### Input data
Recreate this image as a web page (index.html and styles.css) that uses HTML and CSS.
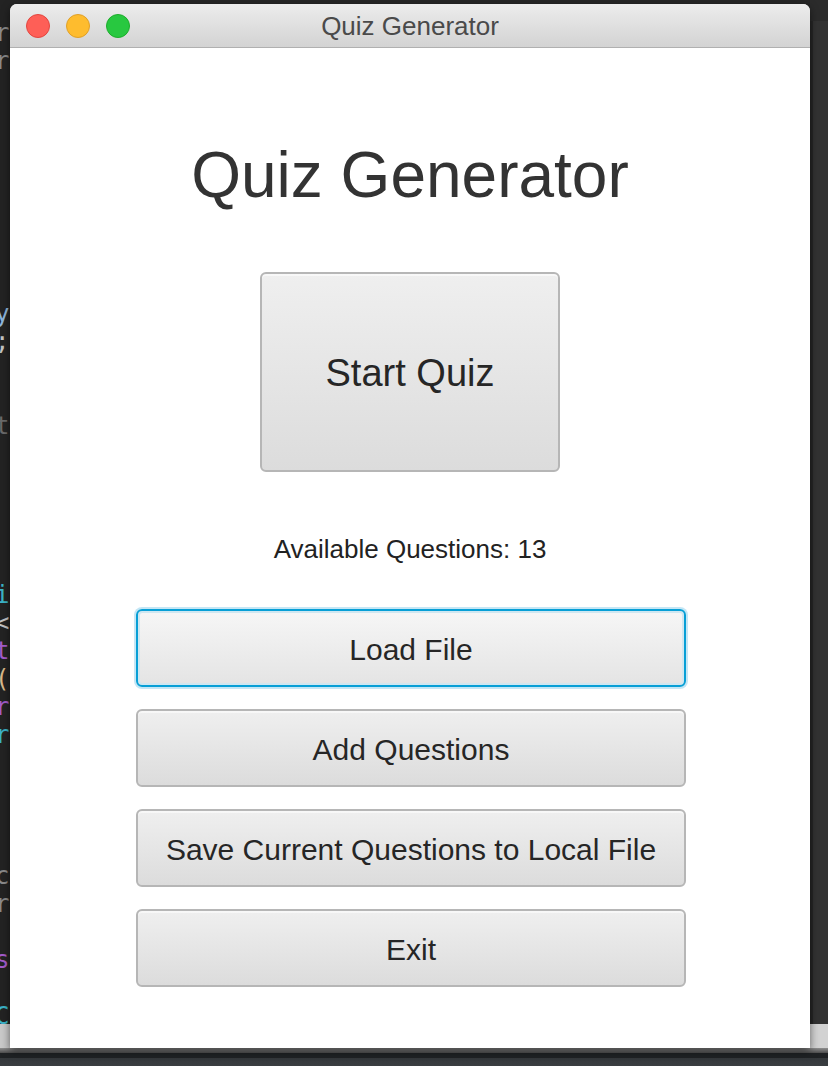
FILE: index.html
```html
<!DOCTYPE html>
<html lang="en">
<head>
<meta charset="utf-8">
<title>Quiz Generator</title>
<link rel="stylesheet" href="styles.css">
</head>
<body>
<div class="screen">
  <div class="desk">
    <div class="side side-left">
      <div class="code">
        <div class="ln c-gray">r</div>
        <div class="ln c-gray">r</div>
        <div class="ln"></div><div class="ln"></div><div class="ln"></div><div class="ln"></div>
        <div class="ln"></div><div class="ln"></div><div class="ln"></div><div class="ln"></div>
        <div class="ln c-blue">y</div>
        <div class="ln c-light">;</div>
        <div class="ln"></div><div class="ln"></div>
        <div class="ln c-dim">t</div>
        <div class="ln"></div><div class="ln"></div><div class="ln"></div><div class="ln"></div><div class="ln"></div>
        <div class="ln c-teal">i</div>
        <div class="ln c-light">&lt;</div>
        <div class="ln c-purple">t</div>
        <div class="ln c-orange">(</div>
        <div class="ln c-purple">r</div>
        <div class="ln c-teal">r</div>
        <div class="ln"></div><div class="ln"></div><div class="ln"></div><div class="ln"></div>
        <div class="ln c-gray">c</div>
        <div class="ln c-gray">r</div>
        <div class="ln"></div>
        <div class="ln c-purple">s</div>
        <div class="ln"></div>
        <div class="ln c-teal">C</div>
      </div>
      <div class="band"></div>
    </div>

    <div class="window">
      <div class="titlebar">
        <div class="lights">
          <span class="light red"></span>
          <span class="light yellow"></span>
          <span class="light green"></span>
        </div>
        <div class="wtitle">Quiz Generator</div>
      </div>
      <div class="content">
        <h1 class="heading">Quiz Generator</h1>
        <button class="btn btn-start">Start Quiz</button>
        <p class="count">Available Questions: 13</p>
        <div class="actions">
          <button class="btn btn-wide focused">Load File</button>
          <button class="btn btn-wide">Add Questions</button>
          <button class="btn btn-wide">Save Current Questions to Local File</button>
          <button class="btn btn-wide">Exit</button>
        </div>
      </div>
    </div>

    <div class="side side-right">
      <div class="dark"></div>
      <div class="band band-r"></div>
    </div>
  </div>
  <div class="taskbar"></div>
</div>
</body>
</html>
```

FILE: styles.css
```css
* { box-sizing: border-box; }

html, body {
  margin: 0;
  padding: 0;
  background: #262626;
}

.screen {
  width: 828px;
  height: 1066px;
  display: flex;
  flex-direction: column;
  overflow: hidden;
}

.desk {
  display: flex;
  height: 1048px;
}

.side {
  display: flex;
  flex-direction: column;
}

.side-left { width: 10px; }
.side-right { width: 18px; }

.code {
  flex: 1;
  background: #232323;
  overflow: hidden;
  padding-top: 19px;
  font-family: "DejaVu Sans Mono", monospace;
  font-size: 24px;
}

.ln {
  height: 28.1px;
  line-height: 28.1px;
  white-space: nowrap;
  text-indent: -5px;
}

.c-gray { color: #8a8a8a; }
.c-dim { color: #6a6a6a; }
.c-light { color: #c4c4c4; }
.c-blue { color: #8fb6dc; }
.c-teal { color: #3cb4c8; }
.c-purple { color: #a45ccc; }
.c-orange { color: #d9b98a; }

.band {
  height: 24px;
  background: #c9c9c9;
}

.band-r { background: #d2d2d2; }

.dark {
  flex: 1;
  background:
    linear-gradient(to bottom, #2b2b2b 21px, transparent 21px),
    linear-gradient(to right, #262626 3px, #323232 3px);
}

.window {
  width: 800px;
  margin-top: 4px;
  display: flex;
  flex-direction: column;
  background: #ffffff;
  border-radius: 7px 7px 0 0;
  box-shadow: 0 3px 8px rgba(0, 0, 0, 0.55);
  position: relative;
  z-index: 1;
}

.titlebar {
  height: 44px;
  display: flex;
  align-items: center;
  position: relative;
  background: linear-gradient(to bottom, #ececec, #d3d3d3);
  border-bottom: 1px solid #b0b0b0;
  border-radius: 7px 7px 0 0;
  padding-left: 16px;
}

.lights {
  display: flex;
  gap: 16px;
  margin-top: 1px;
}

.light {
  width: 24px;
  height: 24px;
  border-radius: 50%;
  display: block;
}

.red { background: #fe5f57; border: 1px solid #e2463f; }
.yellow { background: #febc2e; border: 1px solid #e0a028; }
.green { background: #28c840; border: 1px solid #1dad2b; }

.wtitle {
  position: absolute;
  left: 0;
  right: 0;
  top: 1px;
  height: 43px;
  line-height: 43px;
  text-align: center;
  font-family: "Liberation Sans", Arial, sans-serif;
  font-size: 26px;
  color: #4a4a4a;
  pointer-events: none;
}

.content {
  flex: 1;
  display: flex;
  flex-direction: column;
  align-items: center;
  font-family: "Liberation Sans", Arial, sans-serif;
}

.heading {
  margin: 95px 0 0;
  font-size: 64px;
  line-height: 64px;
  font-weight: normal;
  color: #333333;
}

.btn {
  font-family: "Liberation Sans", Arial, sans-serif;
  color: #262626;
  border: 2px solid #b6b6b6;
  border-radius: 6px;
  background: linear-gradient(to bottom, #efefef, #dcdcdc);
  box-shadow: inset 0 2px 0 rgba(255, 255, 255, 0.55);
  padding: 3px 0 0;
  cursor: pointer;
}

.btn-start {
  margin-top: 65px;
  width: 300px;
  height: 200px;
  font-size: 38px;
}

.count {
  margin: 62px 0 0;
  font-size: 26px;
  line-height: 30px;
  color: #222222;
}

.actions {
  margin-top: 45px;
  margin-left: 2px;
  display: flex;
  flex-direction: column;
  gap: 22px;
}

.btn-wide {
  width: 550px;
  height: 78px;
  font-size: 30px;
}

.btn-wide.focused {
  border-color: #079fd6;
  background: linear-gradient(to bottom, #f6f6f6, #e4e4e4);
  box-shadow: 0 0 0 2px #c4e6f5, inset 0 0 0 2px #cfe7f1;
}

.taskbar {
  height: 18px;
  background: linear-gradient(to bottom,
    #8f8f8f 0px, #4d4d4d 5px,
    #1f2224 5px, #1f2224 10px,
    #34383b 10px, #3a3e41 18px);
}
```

* * *

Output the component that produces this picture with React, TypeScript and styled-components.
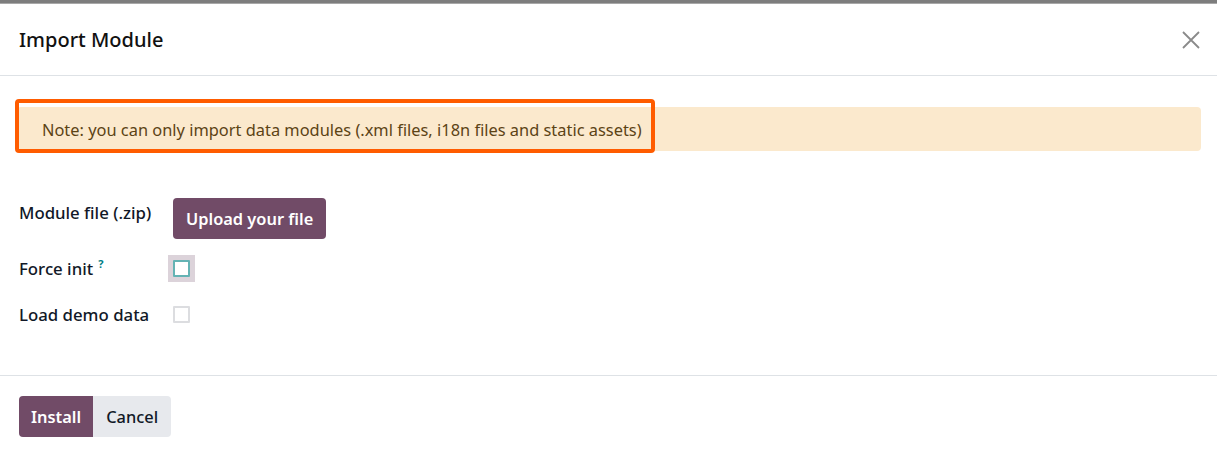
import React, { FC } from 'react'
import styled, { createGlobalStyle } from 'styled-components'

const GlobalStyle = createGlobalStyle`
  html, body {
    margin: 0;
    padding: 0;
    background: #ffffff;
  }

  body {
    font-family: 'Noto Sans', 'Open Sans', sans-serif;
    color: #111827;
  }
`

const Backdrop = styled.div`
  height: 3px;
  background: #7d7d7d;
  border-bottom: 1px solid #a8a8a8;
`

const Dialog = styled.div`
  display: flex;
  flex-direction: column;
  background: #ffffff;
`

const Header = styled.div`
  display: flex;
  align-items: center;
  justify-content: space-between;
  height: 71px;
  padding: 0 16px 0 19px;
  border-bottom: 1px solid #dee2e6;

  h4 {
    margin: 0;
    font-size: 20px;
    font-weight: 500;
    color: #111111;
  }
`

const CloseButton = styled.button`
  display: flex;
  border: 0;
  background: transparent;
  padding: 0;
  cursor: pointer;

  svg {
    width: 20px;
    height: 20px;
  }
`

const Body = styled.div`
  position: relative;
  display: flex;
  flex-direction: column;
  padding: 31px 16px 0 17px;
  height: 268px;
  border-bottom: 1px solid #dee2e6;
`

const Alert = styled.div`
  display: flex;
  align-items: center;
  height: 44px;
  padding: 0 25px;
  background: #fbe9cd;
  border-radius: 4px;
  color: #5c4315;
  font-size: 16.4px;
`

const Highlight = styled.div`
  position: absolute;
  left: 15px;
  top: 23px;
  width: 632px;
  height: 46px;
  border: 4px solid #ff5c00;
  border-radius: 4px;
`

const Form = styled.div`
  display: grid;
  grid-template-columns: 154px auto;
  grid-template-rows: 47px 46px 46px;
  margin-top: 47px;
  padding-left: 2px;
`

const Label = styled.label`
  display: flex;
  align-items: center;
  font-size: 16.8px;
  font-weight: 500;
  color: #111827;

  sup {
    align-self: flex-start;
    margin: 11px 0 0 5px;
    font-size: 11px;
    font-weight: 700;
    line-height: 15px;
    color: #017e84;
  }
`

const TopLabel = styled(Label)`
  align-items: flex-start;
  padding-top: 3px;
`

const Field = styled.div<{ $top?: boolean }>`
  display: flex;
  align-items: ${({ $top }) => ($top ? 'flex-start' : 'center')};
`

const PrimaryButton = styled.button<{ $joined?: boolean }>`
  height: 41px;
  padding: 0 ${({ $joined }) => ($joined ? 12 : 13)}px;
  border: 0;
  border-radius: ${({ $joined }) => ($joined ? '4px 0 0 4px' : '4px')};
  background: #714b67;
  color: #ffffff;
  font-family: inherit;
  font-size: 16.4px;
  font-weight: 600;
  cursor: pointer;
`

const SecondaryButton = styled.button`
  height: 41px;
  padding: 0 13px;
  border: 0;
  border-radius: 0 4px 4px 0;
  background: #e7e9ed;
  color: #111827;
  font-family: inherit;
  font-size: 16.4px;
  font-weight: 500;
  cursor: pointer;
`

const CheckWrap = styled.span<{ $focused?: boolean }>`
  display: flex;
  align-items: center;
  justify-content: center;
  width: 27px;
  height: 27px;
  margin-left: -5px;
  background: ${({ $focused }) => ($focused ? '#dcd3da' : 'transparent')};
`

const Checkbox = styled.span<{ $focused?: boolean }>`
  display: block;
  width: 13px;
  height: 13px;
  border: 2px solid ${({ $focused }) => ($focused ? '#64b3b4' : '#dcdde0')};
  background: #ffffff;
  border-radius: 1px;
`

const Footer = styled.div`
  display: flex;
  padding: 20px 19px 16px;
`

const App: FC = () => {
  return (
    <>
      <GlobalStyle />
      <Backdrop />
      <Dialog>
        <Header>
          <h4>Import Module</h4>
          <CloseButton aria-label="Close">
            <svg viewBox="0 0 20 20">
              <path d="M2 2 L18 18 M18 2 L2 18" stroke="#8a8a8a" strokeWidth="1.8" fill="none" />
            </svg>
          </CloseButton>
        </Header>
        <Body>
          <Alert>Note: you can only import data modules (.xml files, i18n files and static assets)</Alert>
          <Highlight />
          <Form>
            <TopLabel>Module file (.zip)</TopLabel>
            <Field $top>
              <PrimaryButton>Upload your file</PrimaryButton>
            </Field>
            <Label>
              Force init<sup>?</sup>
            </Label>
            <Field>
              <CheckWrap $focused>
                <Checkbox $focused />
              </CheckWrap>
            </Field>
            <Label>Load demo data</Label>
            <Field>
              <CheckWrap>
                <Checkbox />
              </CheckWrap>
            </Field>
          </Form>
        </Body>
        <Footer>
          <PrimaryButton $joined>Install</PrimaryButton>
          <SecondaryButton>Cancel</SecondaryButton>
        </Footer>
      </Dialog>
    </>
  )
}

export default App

==

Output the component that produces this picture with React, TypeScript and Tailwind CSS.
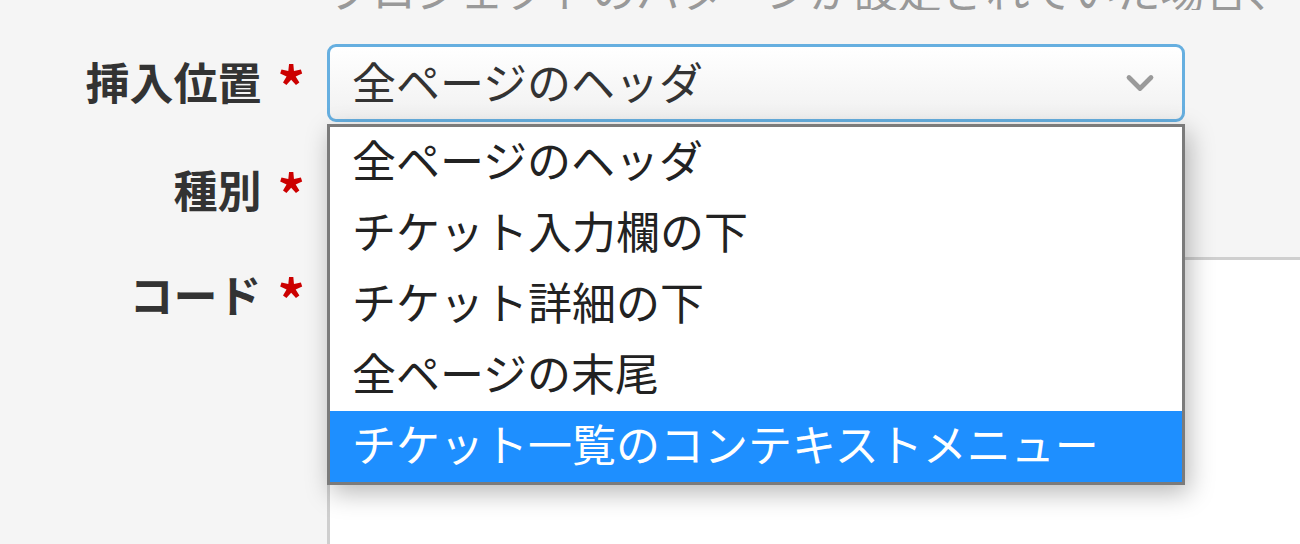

### What is needed
Take every line from the records above that has the word "index" and copy it.

### Task output
Recreate this image as a web page (index.html and styles.css) that uses HTML and CSS.
FILE: index.html
  z-index: 1;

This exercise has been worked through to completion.